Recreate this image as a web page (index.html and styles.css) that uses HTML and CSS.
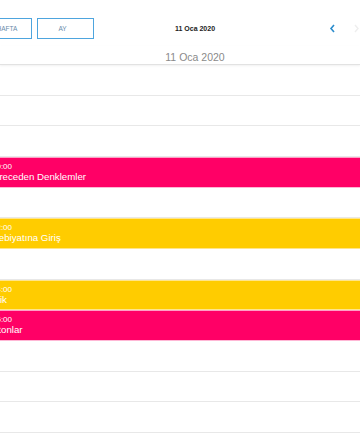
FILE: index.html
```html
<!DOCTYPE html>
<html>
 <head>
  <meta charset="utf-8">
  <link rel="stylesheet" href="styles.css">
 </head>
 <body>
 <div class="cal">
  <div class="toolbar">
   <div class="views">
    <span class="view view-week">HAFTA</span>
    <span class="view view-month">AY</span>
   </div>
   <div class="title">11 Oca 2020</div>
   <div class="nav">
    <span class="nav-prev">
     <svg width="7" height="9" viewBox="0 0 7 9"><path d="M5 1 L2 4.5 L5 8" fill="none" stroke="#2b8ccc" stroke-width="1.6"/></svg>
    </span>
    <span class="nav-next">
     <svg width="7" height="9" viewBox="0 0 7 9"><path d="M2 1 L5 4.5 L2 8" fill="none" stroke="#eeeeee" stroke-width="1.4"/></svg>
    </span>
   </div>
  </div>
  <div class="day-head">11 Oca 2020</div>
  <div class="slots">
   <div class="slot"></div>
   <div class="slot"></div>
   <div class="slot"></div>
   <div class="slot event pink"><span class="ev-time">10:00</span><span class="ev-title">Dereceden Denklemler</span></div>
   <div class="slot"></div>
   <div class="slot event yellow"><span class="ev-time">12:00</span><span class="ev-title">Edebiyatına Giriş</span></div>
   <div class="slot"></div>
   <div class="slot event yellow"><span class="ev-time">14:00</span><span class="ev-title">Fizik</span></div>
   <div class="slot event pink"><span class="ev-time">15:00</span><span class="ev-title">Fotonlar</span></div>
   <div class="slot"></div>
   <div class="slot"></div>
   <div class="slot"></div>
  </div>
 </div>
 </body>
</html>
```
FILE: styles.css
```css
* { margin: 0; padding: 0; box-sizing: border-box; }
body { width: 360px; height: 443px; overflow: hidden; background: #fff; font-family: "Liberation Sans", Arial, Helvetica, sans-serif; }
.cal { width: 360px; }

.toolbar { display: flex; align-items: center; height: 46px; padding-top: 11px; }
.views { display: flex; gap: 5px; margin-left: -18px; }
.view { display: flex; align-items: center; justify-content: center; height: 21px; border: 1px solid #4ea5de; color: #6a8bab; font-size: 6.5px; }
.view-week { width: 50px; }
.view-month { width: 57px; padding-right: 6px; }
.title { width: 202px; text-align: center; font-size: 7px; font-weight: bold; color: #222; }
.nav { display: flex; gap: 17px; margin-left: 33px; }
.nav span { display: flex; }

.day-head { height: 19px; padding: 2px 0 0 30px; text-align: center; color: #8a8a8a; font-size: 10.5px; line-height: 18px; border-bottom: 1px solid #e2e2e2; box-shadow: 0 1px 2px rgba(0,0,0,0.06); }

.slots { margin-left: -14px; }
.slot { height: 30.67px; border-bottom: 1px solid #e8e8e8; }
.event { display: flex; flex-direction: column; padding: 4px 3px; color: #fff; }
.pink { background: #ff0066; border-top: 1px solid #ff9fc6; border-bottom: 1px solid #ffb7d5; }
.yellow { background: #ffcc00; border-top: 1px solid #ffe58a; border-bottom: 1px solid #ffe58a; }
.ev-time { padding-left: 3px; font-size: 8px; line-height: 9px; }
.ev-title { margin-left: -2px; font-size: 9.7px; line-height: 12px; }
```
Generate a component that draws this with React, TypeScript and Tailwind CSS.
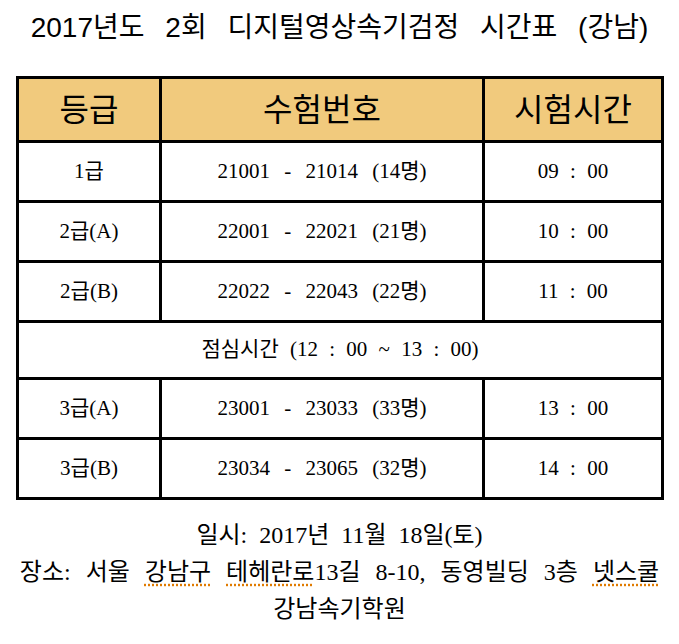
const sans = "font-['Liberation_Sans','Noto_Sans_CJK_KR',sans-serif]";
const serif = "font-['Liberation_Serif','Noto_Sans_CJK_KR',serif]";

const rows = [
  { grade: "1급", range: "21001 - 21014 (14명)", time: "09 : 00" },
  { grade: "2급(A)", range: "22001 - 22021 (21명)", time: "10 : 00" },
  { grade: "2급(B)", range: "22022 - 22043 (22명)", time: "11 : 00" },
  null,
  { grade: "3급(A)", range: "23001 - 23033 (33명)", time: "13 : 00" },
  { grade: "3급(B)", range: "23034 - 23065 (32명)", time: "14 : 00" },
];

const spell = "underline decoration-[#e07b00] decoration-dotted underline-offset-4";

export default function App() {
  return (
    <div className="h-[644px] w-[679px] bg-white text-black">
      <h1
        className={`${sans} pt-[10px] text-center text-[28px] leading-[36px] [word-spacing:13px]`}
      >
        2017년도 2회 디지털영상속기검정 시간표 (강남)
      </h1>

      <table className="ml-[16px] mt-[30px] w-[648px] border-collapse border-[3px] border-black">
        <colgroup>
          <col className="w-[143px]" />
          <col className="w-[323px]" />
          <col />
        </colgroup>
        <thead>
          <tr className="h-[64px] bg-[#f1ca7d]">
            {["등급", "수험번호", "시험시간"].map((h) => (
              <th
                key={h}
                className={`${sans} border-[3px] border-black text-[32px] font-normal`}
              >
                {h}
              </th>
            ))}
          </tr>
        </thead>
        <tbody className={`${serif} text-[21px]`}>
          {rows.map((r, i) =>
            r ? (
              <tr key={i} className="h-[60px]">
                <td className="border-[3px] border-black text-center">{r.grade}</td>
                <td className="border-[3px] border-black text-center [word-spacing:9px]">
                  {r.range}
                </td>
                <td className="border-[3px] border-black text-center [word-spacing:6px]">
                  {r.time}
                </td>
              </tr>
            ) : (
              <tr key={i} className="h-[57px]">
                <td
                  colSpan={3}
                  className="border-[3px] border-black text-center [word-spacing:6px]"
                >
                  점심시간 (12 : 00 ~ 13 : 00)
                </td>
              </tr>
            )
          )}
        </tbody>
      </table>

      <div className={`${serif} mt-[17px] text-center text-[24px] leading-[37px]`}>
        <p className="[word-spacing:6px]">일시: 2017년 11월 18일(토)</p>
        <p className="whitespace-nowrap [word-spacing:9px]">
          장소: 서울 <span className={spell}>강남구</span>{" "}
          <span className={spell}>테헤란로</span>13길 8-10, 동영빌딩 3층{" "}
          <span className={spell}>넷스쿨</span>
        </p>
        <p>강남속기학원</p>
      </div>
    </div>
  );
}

What is being asked
Identify lines with the string "that". Copy each one.

Answer to this problem
Recreate this image as a web page (index.html and styles.css) that uses HTML and CSS.
Generate a component that draws this with React, TypeScript and Tailwind CSS.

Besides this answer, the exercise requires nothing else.